Enfin, considérons comme souveraine l'instance qui possède le law-enforcing capacity, la capacité d'imposer le respect des lois et d'en sanctionner la violation...

...Poser que le Marché commun aboutit nécessairement à une fédération européenne (ou à un État fédéral européen), c'est supposer soit que l'économique, à notre époque, commande et, pour ainsi dire, englobe le politique, soit que la chute des barrières douanières fera tomber d'elle-même les barrières politiques ou militaires. Ces deux suppositions sont fausses....

L'espoir que la fédération européenne sortira insensiblement et irrésistiblement du Marché commun se fonde sur une grande illusion de notre temps: l'illusion que l'interdépendance économique et technique entre les diverses fractions de l'humanité a définitivement dévalorisé le fait des «souverainetés politiques», l'existence d'États distincts qui se veulent autonomes....

Enfin, il faut un étrange aveuglement pour prétendre que «souveraineté» ou «indépendance» ne signifient plus rien....

L'élargissement des fonctions de l'État, la règle de droit international qui interdit l'ingérence ouverte dans les affaires intérieures des États indépendants, la nationalisation de la culture, ces trois faits caractéristiques de notre siècle conservent à l'indépendance nationale, en dépit de l'interdépendance technico-économique, en dépit des blocs supranationaux et des idéologies transnationales, une signification que l'on peut déplorer mais non méconnaître.

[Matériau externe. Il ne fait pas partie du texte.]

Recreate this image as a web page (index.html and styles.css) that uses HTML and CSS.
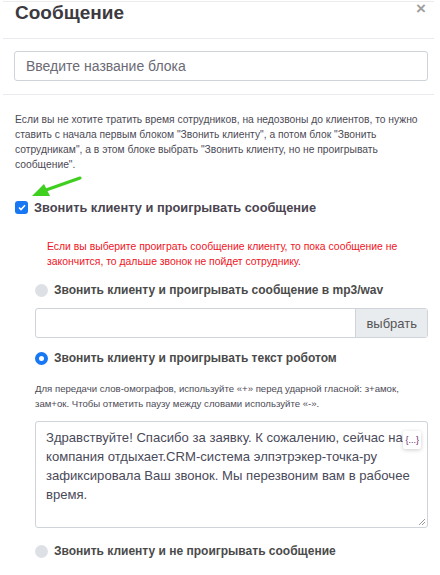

Faut-il la déplorer? [...]

La diversité des cultures n'est pas une malédiction à exorciser, mais un héritage à sauvegarder....

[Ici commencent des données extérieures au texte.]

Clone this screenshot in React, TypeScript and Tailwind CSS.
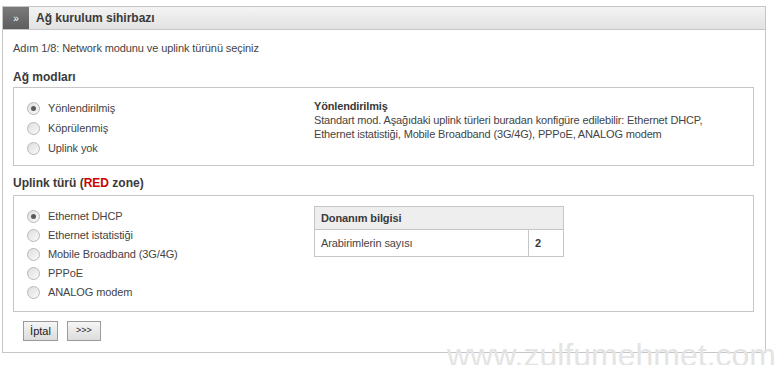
import React from 'react';

const font = { fontFamily: '"Liberation Sans", Arial, sans-serif' };

function Radio({ checked = false }: { checked?: boolean }) {
  return (
    <span className="relative inline-block h-[13px] w-[13px] shrink-0 rounded-full border border-[#b8b8b8] bg-linear-to-br from-[#dedede] to-[#fafafa]">
      {checked && (
        <span className="absolute left-[3px] top-[3px] h-[5px] w-[5px] rounded-full bg-[#5a5a5a]" />
      )}
    </span>
  );
}

function RadioRow({ label, checked, h }: { label: string; checked?: boolean; h: string }) {
  return (
    <div className={`flex items-center gap-[8px] ${h}`}>
      <Radio checked={checked} />
      <span className="text-[11px] tracking-[-0.1px] text-[#444]">{label}</span>
    </div>
  );
}

export default function App() {
  const modes = ['Yönlendirilmiş', 'Köprülenmiş', 'Uplink yok'];
  const uplinks = ['Ethernet DHCP', 'Ethernet istatistiği', 'Mobile Broadband (3G/4G)', 'PPPoE', 'ANALOG modem'];

  return (
    <div className="relative h-[365px] w-[776px] overflow-hidden bg-white" style={font}>
      <div className="ml-[2px] mt-[6px] w-[764px] border border-[#c6c6c6]">
        {/* header */}
        <div className="flex h-[23px] border-b border-[#c6c6c6] bg-linear-to-b from-[#f4f4f4] to-[#e2e2e2]">
          <div className="flex w-[26px] items-center justify-center bg-linear-to-b from-[#7a7a7a] to-[#5e5e5e] text-[10px] text-white">
            »
          </div>
          <div className="flex items-center pl-[7px] text-[12px] font-bold text-[#3a3a3a]">
            Ağ kurulum sihirbazı
          </div>
        </div>

        <div className="px-[10px] pb-[11px] pt-[11px]">
          <p className="text-[11px] leading-[14px] tracking-[-0.1px] text-[#444]">
            Adım 1/8: Network modunu ve uplink türünü seçiniz
          </p>

          <h3 className="mt-[14px] text-[12px] font-bold leading-[16px] text-[#3a3a3a]">Ağ modları</h3>
          <div className="mt-[2px] flex h-[79px] w-[741px] border border-[#c6c6c6] pl-[13px] pt-[10px]">
            <div className="w-[287px]">
              {modes.map((m, i) => (
                <RadioRow key={m} label={m} checked={i === 0} h="h-[20px]" />
              ))}
            </div>
            <div className="pt-[1px] text-[11px] leading-[14px] tracking-[-0.15px] text-[#444]">
              <div className="font-bold text-[#3a3a3a]">Yönlendirilmiş</div>
              <div>Standart mod. Aşağıdaki uplink türleri buradan konfigüre edilebilir: Ethernet DHCP,</div>
              <div>Ethernet istatistiği, Mobile Broadband (3G/4G), PPPoE, ANALOG modem</div>
            </div>
          </div>

          <h3 className="mt-[9px] text-[12px] font-bold leading-[16px] text-[#3a3a3a]">
            Uplink türü (<span className="text-[#cc0000]">RED</span> zone)
          </h3>
          <div className="mt-[4px] flex h-[117px] w-[741px] border border-[#c6c6c6] pl-[13px] pt-[11px]">
            <div className="w-[287px]">
              {uplinks.map((u, i) => (
                <RadioRow key={u} label={u} checked={i === 0} h="h-[19px]" />
              ))}
            </div>
            <div className="-mt-[1px]">
              <table className="w-[250px] border-collapse text-[11px] tracking-[-0.1px] text-[#444]">
                <tbody>
                  <tr className="h-[23px] bg-[#eeeeee]">
                    <td colSpan={2} className="border border-[#c6c6c6] px-[6px] font-bold text-[#3a3a3a]">
                      Donanım bilgisi
                    </td>
                  </tr>
                  <tr className="h-[27px]">
                    <td className="border border-[#c6c6c6] px-[6px]">Arabirimlerin sayısı</td>
                    <td className="w-[35px] border border-[#c6c6c6] px-[6px] font-bold text-[#3a3a3a]">2</td>
                  </tr>
                </tbody>
              </table>
            </div>
          </div>

          <div className="ml-[10px] mt-[9px] flex gap-[9px]">
            <button className="h-[20px] w-[35px] border border-[#9a9a9a] bg-linear-to-b from-[#f6f6f6] to-[#dcdcdc] text-[11px] text-[#222]">
              İptal
            </button>
            <button className="h-[20px] w-[34px] border border-[#9a9a9a] bg-linear-to-b from-[#f6f6f6] to-[#dcdcdc] text-[9px] text-[#222]">
              &gt;&gt;&gt;
            </button>
          </div>
        </div>
      </div>

      <div className="pointer-events-none absolute left-[447px] top-[331px] whitespace-nowrap text-[32px] text-[#e4e4e4]">
        www.zulfumehmet.com
      </div>
    </div>
  );
}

Il n'est pas plus satisfaisant pour la conscience de nier que de sanctifier les nations, de leur refuser le droit de déterminer elles-mêmes leur destinée que de leur accorder le droit de se faire justice elles-mêmes.

  1. Dans Raymond Aron, Paix et Guerre entre les Nations (Paris, Calmann-Lévy, 1962), p. 712-713, 724, 725, 726, 727, 728, 729, 731, 732, 733, 734, 736 et 737.